Regarding ornament, we've come a long way from the didacticism of Owen Jones, whose nineteenth-century classic,
The Grammar of Ornament, advised strict adherence to an underlying geometric rationale. Such a formulaic approach to making work might be said to have persisted through the early years of modernism, a time in which grid systems (and a liberal use of sans-serif fonts) were approached in a similar manner. Today's decorative leanings, however, appear to lean less to the geometrical than the overtly botanical. I've participated in judging several juried exhibitions this year in which I've seen a preponderance of twisted and winding viney things, which I've taken to referring to as "thornament." At the high end of "thornament" is the work of Canadian designer
Marian Bantjes, whose whimsical use of line is balanced by her disciplined use of typographic form. (Bantjes recently collaborated with Stefan Sagmeister on a
site-specific project in Berlin that, serendipitously, actually incorporates real vines.) Without skill and an underlying sense of what's being communicated, thornament, like ornament, is just a muddle. "It makes me nuts only in that it makes something that's very easy look very complicated for no particular reason," notes Bantjes. "There's a huge amount of what I'd call barfing on the page."

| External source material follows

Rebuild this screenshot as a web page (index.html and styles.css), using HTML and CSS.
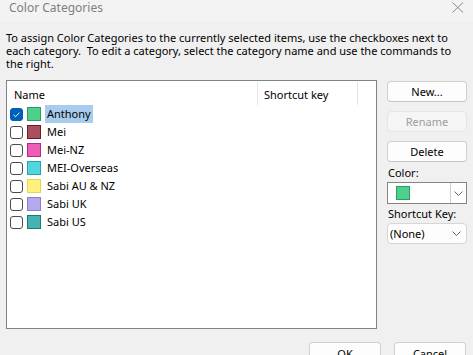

Barfing on the page, indeed. And where does it come from, this inability to stop, to hold back, to self-edit? I blame the culture of easy-access: Flickr, Photoshop plug-ins, skateboard culture, IM'ing, DJ mash-ups, and the failure of the slow food movement to gain any traction in the design press. Funny, yes, but I'm actually serious: many a cultural historian has tried, and will try to excavate the provenance of design work that is pictorially layered and comunicationally dense, and they should, because it's everywhere. It's on T-shirts at Old Navy and in classrooms at every design school I've visited in the last two years. It's on packaging and in posters and pushing its way through publications and the somberist of annual reports. Some of it is breathtakingly beautiful, compelling, even entertaining. But most of it is excessive, indulgent and impossible to parse. Of course, one might argue that such density makes you slow down and look harder, experiencing deeper meaning as a result. (In this case, maybe the slow food movement
has gained some traction.) On the other hand, it's a can of worms, particularly because it's so easy to hide behind it and even harder, in many instances, to "get" what's really going on. Long term, that's going to present some serious obstacles for design.